--- Begin ---

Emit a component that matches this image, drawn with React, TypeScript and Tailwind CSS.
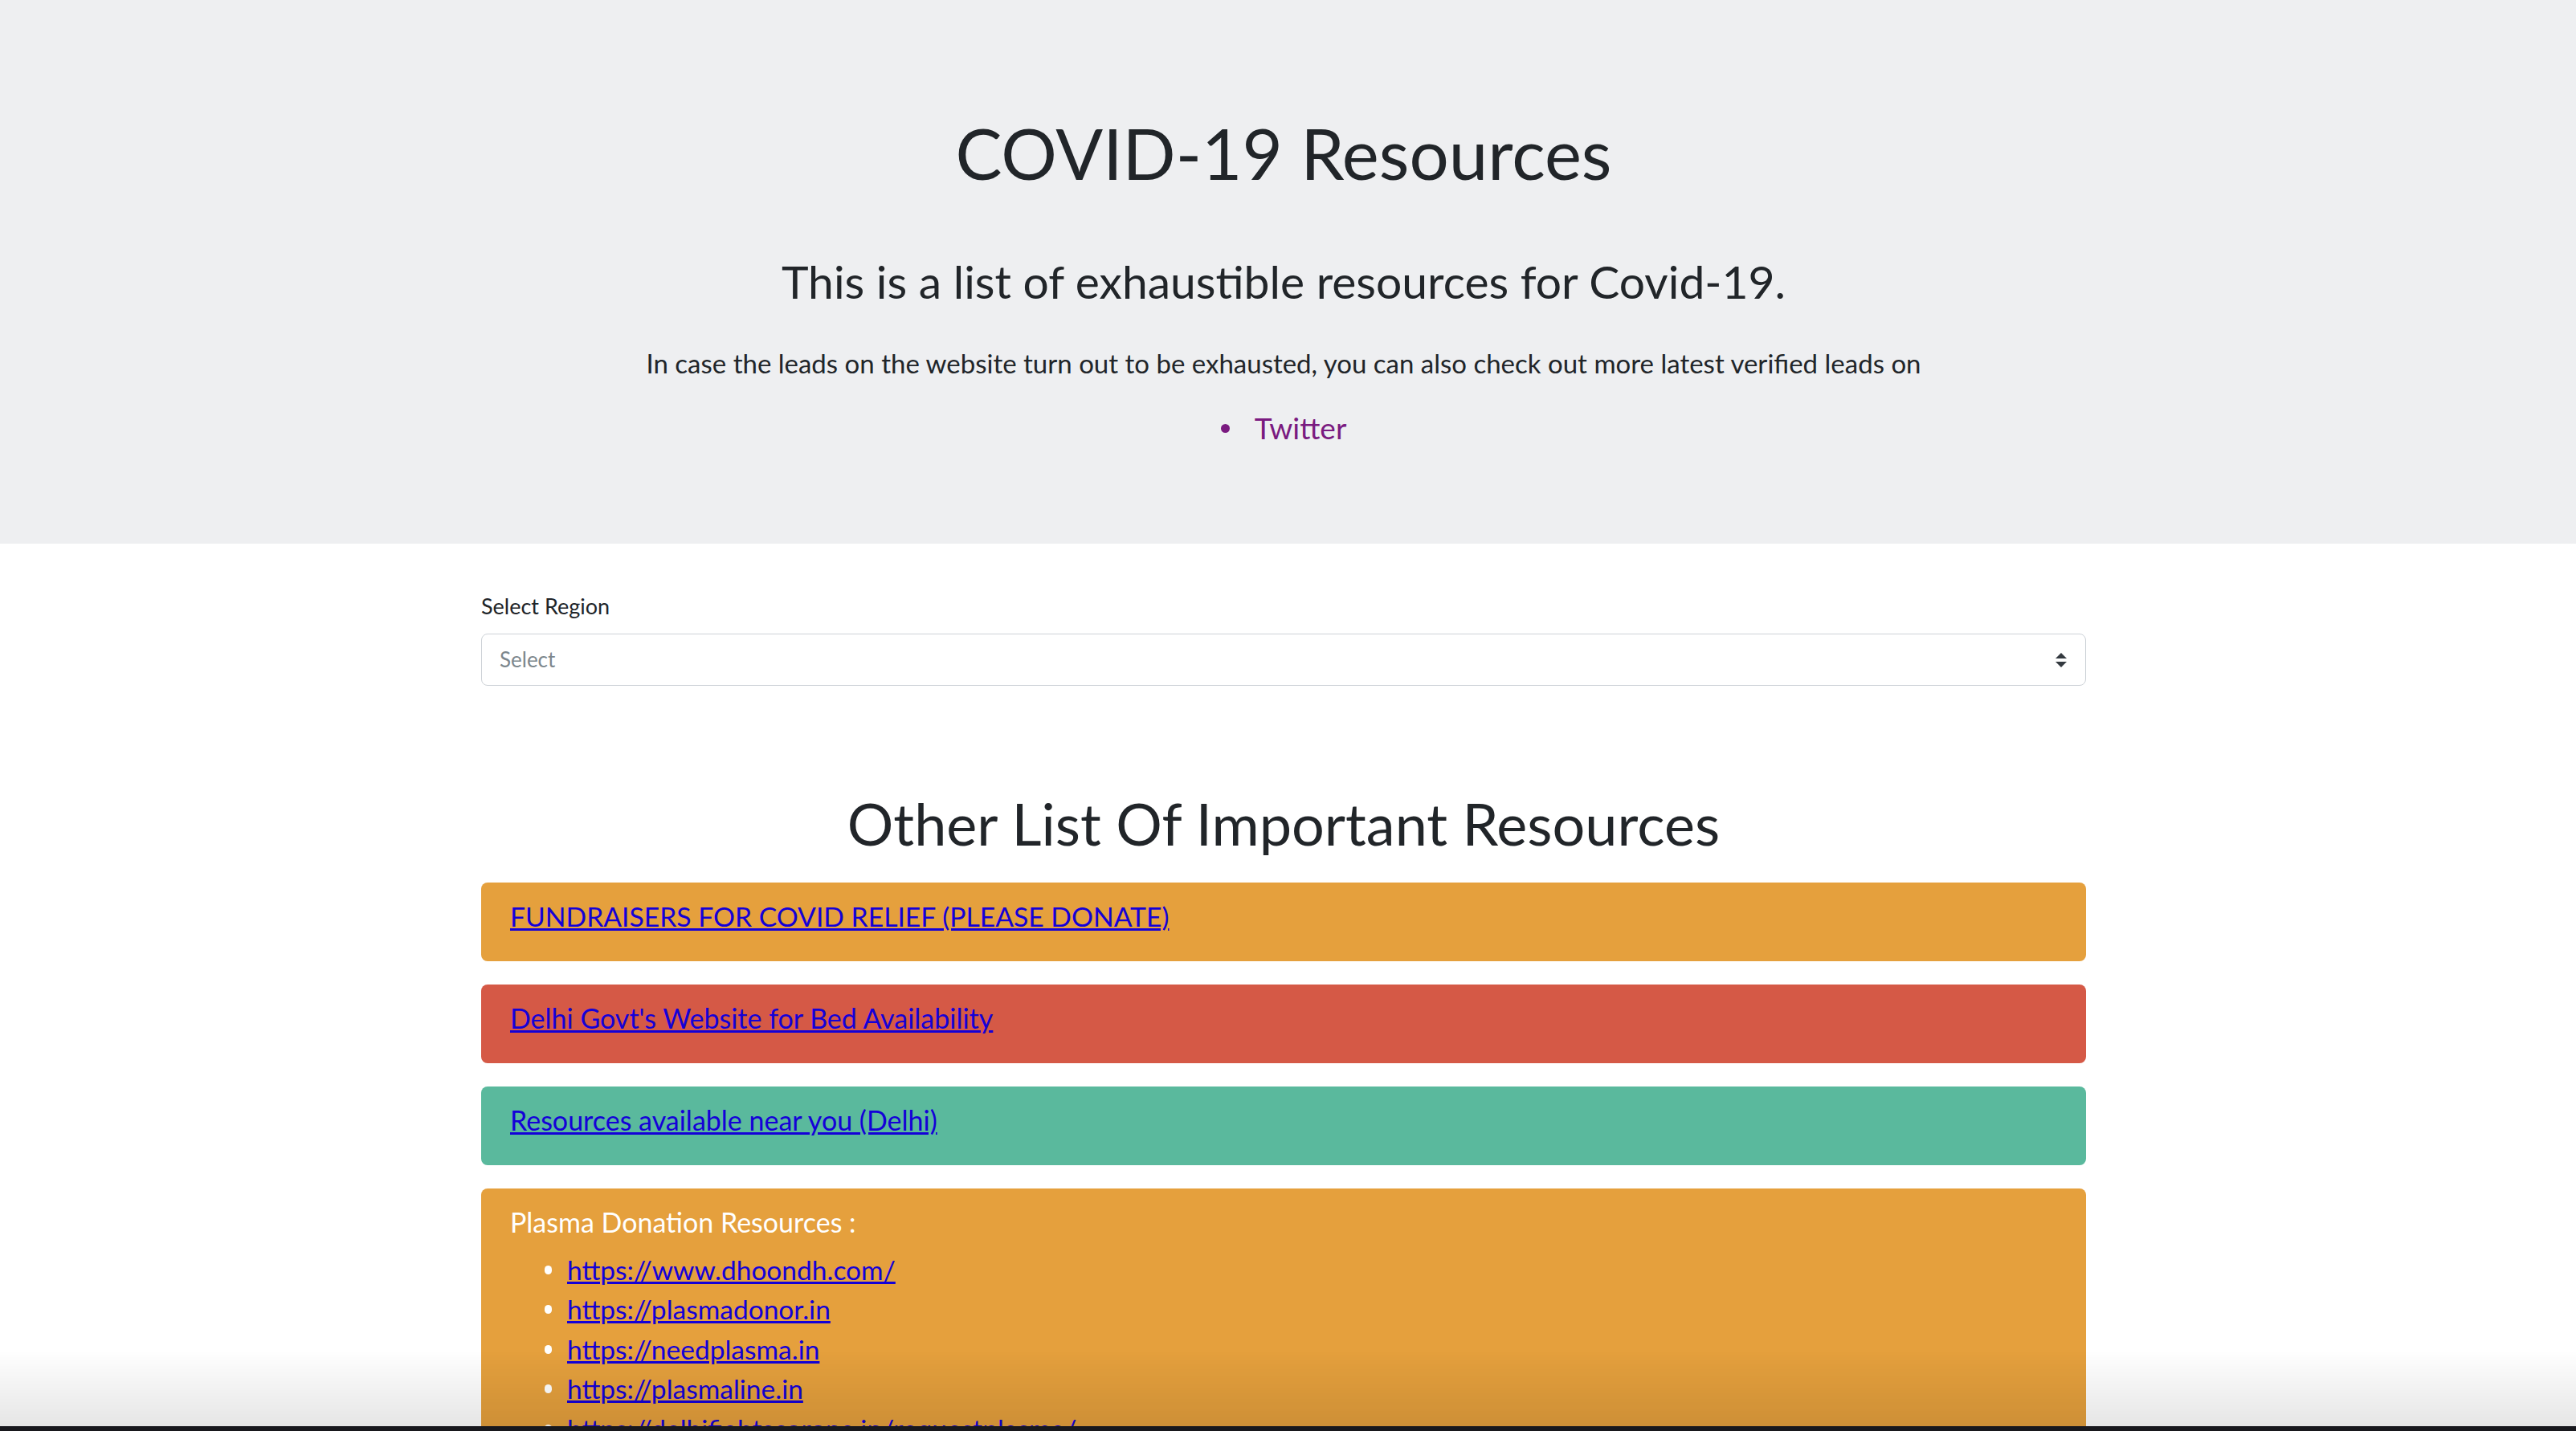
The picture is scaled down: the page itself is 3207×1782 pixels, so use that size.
import React from 'react';

const plasmaLinks = [
  'https://www.dhoondh.com/',
  'https://plasmadonor.in',
  'https://needplasma.in',
  'https://plasmaline.in',
  'https://delhifightscorona.in/requestplasma/',
  'https://covidplasma.online',
];

const App: React.FC = () => {
  return (
    <div className="min-h-screen bg-white text-[#212529] font-[family-name:Lato,sans-serif]">
      {/* hero */}
      <header className="bg-[#eeeff1] pt-[139px] pb-[116px]">
        <div className="pr-[11px] text-center">
          <h1 className="text-[87px] leading-[1.2] font-normal">COVID-19 Resources</h1>
          <h3 className="mt-[73px] text-[57px] leading-[1.2] font-normal">
            This is a list of exhaustible resources for Covid-19.
          </h3>
          <p className="mt-[43px] text-[33px] leading-[1.5]">
            In case the leads on the website turn out to be exhausted, you can also check out more latest verified leads on
          </p>
          <ul className="mt-[28px]">
            <li className="flex items-center justify-center gap-[31px] text-[37px] leading-[1.5] text-[#7a1a80]">
              <span className="w-[11px] h-[11px] rounded-full bg-[#7a1a80]" />
              <a href="#" className="no-underline">Twitter</a>
            </li>
          </ul>
        </div>
      </header>

      <main className="pr-[11px]">
        <div className="w-[1998px] mx-auto">
          <label className="block mt-[58px] text-[27px] leading-[1.5]">Select Region</label>
          <div className="mt-[14px] h-[65px] flex items-center justify-between px-[22px] border border-[#cdd2d7] rounded-[8px] bg-white">
            <span className="text-[26px] text-[#7d878d]">Select</span>
            <svg width="14" height="18" viewBox="0 0 14 18" className="mr-[1px]">
              <path d="M7 0 L14 7 L0 7 Z" fill="#343a40" />
              <path d="M0 11 L14 11 L7 18 Z" fill="#343a40" />
            </svg>
          </div>

          <h2 className="mt-[128px] text-center text-[72px] leading-[1.2] font-normal">
            Other List Of Important Resources
          </h2>

          <div className="mt-[30px] flex flex-col gap-[29px] pb-[80px]">
            <div className="h-[98px] rounded-[8px] bg-[#e5a03d] px-[36px] pt-[16px] text-[34px] leading-[1.5]">
              <a href="#" className="text-[#1400d8] underline decoration-[3px] text-[33.7px]">FUNDRAISERS FOR COVID RELIEF (PLEASE DONATE)</a>
            </div>
            <div className="h-[98px] rounded-[8px] bg-[#d55946] px-[36px] pt-[16px] text-[34px] leading-[1.5]">
              <a href="#" className="text-[#1400d8] underline decoration-[3px]">Delhi Govt's Website for Bed Availability</a>
            </div>
            <div className="h-[98px] rounded-[8px] bg-[#5ab99d] px-[36px] pt-[16px] text-[34px] leading-[1.5]">
              <a href="#" className="text-[#1400d8] underline decoration-[3px]">Resources available near you (Delhi)</a>
            </div>
            <div className="rounded-[8px] bg-[#e5a03d] px-[36px] pt-[16px] pb-[34px] text-[34px] leading-[1.5]">
              <p className="text-white">Plasma Donation Resources :</p>
              <ul className="mt-[10px] text-[33.5px]">
                {plasmaLinks.map((link) => (
                  <li key={link} className="flex items-center gap-[19px] pl-[43px] leading-[49.5px]">
                    <span className="w-[9px] h-[11px] rounded-full bg-white" />
                    <a href="#" className="text-[#1400d8] underline decoration-[3px]">{link}</a>
                  </li>
                ))}
              </ul>
            </div>
          </div>
        </div>
      </main>

      {/* bottom edge shading of the screen */}
      <div className="fixed left-0 right-0 bottom-[6px] h-[95px] bg-gradient-to-b from-transparent to-black/10 pointer-events-none" />
      <div className="fixed left-0 right-0 bottom-0 h-[6px] bg-[#18181d]" />
    </div>
  );
};

export default App;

--- End ---

_DIRECTIONS FOR THIS TASK_: Go through the listing above and quote it exactly, apart from its images.

_ANSWER_:
Emit a component that matches this image, drawn with React, TypeScript and Tailwind CSS.
The picture is scaled down: the page itself is 3207×1782 pixels, so use that size.
import React from 'react';

const plasmaLinks = [
  'https://www.dhoondh.com/',
  'https://plasmadonor.in',
  'https://needplasma.in',
  'https://plasmaline.in',
  'https://delhifightscorona.in/requestplasma/',
  'https://covidplasma.online',
];

const App: React.FC = () => {
  return (
    <div className="min-h-screen bg-white text-[#212529] font-[family-name:Lato,sans-serif]">
      {/* hero */}
      <header className="bg-[#eeeff1] pt-[139px] pb-[116px]">
        <div className="pr-[11px] text-center">
          <h1 className="text-[87px] leading-[1.2] font-normal">COVID-19 Resources</h1>
          <h3 className="mt-[73px] text-[57px] leading-[1.2] font-normal">
            This is a list of exhaustible resources for Covid-19.
          </h3>
          <p className="mt-[43px] text-[33px] leading-[1.5]">
            In case the leads on the website turn out to be exhausted, you can also check out more latest verified leads on
          </p>
          <ul className="mt-[28px]">
            <li className="flex items-center justify-center gap-[31px] text-[37px] leading-[1.5] text-[#7a1a80]">
              <span className="w-[11px] h-[11px] rounded-full bg-[#7a1a80]" />
              <a href="#" className="no-underline">Twitter</a>
            </li>
          </ul>
        </div>
      </header>

      <main className="pr-[11px]">
        <div className="w-[1998px] mx-auto">
          <label className="block mt-[58px] text-[27px] leading-[1.5]">Select Region</label>
          <div className="mt-[14px] h-[65px] flex items-center justify-between px-[22px] border border-[#cdd2d7] rounded-[8px] bg-white">
            <span className="text-[26px] text-[#7d878d]">Select</span>
            <svg width="14" height="18" viewBox="0 0 14 18" className="mr-[1px]">
              <path d="M7 0 L14 7 L0 7 Z" fill="#343a40" />
              <path d="M0 11 L14 11 L7 18 Z" fill="#343a40" />
            </svg>
          </div>

          <h2 className="mt-[128px] text-center text-[72px] leading-[1.2] font-normal">
            Other List Of Important Resources
          </h2>

          <div className="mt-[30px] flex flex-col gap-[29px] pb-[80px]">
            <div className="h-[98px] rounded-[8px] bg-[#e5a03d] px-[36px] pt-[16px] text-[34px] leading-[1.5]">
              <a href="#" className="text-[#1400d8] underline decoration-[3px] text-[33.7px]">FUNDRAISERS FOR COVID RELIEF (PLEASE DONATE)</a>
            </div>
            <div className="h-[98px] rounded-[8px] bg-[#d55946] px-[36px] pt-[16px] text-[34px] leading-[1.5]">
              <a href="#" className="text-[#1400d8] underline decoration-[3px]">Delhi Govt's Website for Bed Availability</a>
            </div>
            <div className="h-[98px] rounded-[8px] bg-[#5ab99d] px-[36px] pt-[16px] text-[34px] leading-[1.5]">
              <a href="#" className="text-[#1400d8] underline decoration-[3px]">Resources available near you (Delhi)</a>
            </div>
            <div className="rounded-[8px] bg-[#e5a03d] px-[36px] pt-[16px] pb-[34px] text-[34px] leading-[1.5]">
              <p className="text-white">Plasma Donation Resources :</p>
              <ul className="mt-[10px] text-[33.5px]">
                {plasmaLinks.map((link) => (
                  <li key={link} className="flex items-center gap-[19px] pl-[43px] leading-[49.5px]">
                    <span className="w-[9px] h-[11px] rounded-full bg-white" />
                    <a href="#" className="text-[#1400d8] underline decoration-[3px]">{link}</a>
                  </li>
                ))}
              </ul>
            </div>
          </div>
        </div>
      </main>

      {/* bottom edge shading of the screen */}
      <div className="fixed left-0 right-0 bottom-[6px] h-[95px] bg-gradient-to-b from-transparent to-black/10 pointer-events-none" />
      <div className="fixed left-0 right-0 bottom-0 h-[6px] bg-[#18181d]" />
    </div>
  );
};

export default App;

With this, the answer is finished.